Just like with short-read DNA data, we'll need a reference genome to align against. This fasta contains a small portion of the human build 38 reference. Download and untar it:
wget https://storage.googleapis.com/bfx_workshop_tmp/ref_genome_sm.tar
tar -xvf ref_genome_sm.tar
Your command for running the alignment should look like this:
docker run -it -v $(pwd -P):/data quay.io/biocontainers/minimap2:2.17--hed695b0_3
cd /data
minimap2 -ax splice -uf ref_genome_sm.fa.gz k562_ont_trimmed.fastq.gz >k562_ont.sam
This will take a while to align, so plan on letting it go in the background for a bit. While that's running, a few things to notice here:
-
We don't need to create an index ahead of time for minimap. It creates its index of the reference genome very quickly and efficiently compared to short-read aligners like bwa.
-
We're using the
-x splice
parameter, which indicates that it should be doing spliced alignment. This handles RNAseq data that has to account for introns interrupting the reads. We'll talk in more detail about spliced alignment that during the RNAseq portion of this course. We're also using the-uf
flags which help it find exon boundaries more effectively, by looking at the sequence context.
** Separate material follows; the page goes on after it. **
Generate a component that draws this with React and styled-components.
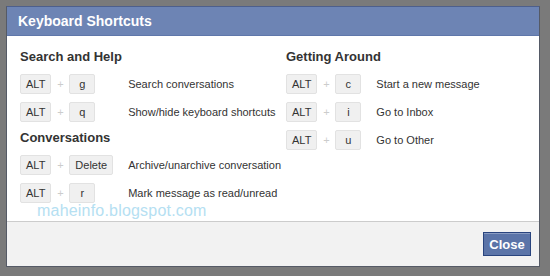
import React from "react";
import styled, { createGlobalStyle } from "styled-components";

const Global = createGlobalStyle`
  html, body { margin: 0; padding: 0; }
  body {
    width: 550px;
    height: 276px;
    overflow: hidden;
    background: #7a7a7a;
    font-family: "Liberation Sans", Arial, sans-serif;
  }
`;

const Frame = styled.div`
  box-sizing: border-box;
  width: 550px;
  height: 276px;
  padding: 6px 10px 9px 6px;
`;

const Dialog = styled.div`
  position: relative;
  box-sizing: border-box;
  height: 100%;
  display: flex;
  flex-direction: column;
  background: #fff;
  border: 1px solid #555a66;
  border-top-color: #4d5f8c;
`;

const Header = styled.div`
  height: 28px;
  background: #6d84b4;
  border-bottom: 1px solid #5f77aa;
  color: #fff;
  font-weight: bold;
  font-size: 14px;
  line-height: 28px;
  padding-left: 11px;
`;

const Body = styled.div`
  flex: 1;
  display: grid;
  grid-template-columns: 266px 1fr;
  padding: 13px 0 0 13px;
  align-items: start;
`;

const Column = styled.div`
  display: grid;
  grid-template-columns: auto 1fr;
  row-gap: 8px;
  align-items: center;
`;

const Heading = styled.div`
  grid-column: 1 / -1;
  font-weight: bold;
  font-size: 13px;
  line-height: 16px;
  color: #333;
  margin-bottom: 1px;
`;

const Keys = styled.div`
  display: flex;
  align-items: center;
  padding-right: 15px;
`;

const Key = styled.span`
  box-sizing: border-box;
  min-width: 26px;
  height: 20px;
  padding: 0 5px;
  background: #f0f0f0;
  border: 1px solid #e2e2e2;
  border-radius: 2px;
  font-size: 11px;
  line-height: 18px;
  color: #333;
  text-align: center;
`;

const Plus = styled.span`
  width: 18px;
  text-align: center;
  color: #cccccc;
  font-size: 11px;
`;

const Desc = styled.span`
  font-size: 11px;
  color: #333;
  white-space: nowrap;
`;

const Watermark = styled.div`
  position: absolute;
  left: 30px;
  top: 195px;
  font-size: 16px;
  color: #b5e0f2;
  letter-spacing: 0.2px;
  pointer-events: none;
`;

const Footer = styled.div`
  height: 45px;
  box-sizing: border-box;
  background: #f2f2f2;
  border-top: 1px solid #cccccc;
  display: flex;
  justify-content: flex-end;
  align-items: flex-start;
  padding: 10px 8px 0 0;
`;

const Button = styled.button`
  box-sizing: border-box;
  width: 48px;
  height: 24px;
  background: #5b74a8;
  border: 1px solid #29447e;
  box-shadow: inset 0 1px 0 #8a9cc2;
  color: #fff;
  font-family: "Liberation Sans", Arial, sans-serif;
  font-weight: bold;
  font-size: 13px;
  padding: 0;
`;

const left = [
  {
    title: "Search and Help",
    rows: [
      ["g", "Search conversations"],
      ["q", "Show/hide keyboard shortcuts"],
    ],
  },
  {
    title: "Conversations",
    rows: [
      ["Delete", "Archive/unarchive conversation"],
      ["r", "Mark message as read/unread"],
    ],
  },
];

const right = [
  {
    title: "Getting Around",
    rows: [
      ["c", "Start a new message"],
      ["i", "Go to Inbox"],
      ["u", "Go to Other"],
    ],
  },
];

function Sections({ sections }) {
  return (
    <Column>
      {sections.map((s) => (
        <React.Fragment key={s.title}>
          <Heading>{s.title}</Heading>
          {s.rows.map(([k, d]) => (
            <React.Fragment key={k}>
              <Keys>
                <Key>ALT</Key>
                <Plus>+</Plus>
                <Key>{k}</Key>
              </Keys>
              <Desc>{d}</Desc>
            </React.Fragment>
          ))}
        </React.Fragment>
      ))}
    </Column>
  );
}

export default function App() {
  return (
    <>
      <Global />
      <Frame>
        <Dialog>
          <Header>Keyboard Shortcuts</Header>
          <Body>
            <Sections sections={left} />
            <Sections sections={right} />
          </Body>
          <Footer>
            <Button>Close</Button>
          </Footer>
          <Watermark>maheinfo.blogspot.com</Watermark>
        </Dialog>
      </Frame>
    </>
  );
}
Now, we've got an aligned SAM file, and you can look at it with less
and see that it follows the familiar format of header, followed by alignments. As before, we're going to want to sort and index this bam in order to make it useful for downstream steps.
docker run -it -v $(pwd -P):/data biocontainers/samtools:v1.9-4-deb_cv1
cd /data
samtools view -Sb k562_ont.sam | samtools sort >k562_ont.bam
samtools index k562_ont.bam
Exit the container, then open IGV. It's time to visualize this data and get a feel for what you've got going on. Let's grab a short-read Illumina bam, generated from the same cell line, for comparison:
wget https://storage.googleapis.com/bfx_workshop_tmp/k562_illumina.bam https://storage.googleapis.com/bfx_workshop_tmp/k562_illumina.bam https://storage.googleapis.com/bfx_workshop_tmp/k562_illumina.bam.bai
Open both the Illumina and ONT bams in IGV, using the Human (hg38) reference genome. Navigate to the U2AF1
gene and answer some questions:
-
How many exons are spanned by a typical short read? How about a typical long read? Which has more even coverage over the exons of these genes?
-
Right click on the Gene track and choose "Expanded" Can you match up individual long reads with full-length transcripts? What about short reads? How might this affect your ability to understand alternative splicing?
-
Zoom into an exon, until you can see basepair level changes. Which data has a higher error rate? Are the classes of errors you see between the two platforms different? What kinds of analyses would be limited by this error rate?
-
Now navigate to the DNMT3A gene and zoom in on the 3' (left) end. What do you notice about the reads and the coverage? Do these look like full-length transcripts to you?
-
Go to the ensembl website and pull look at the gold transcripts for DNMT3A - the most stable, well characterized. How long is the the dominant isoform? Does that information help explain what you see in IGV?
Compare this to the short read data. Which is more useful in this situation? Think about what kinds of biases this can introduce when estimating gene expression or transcript abundance.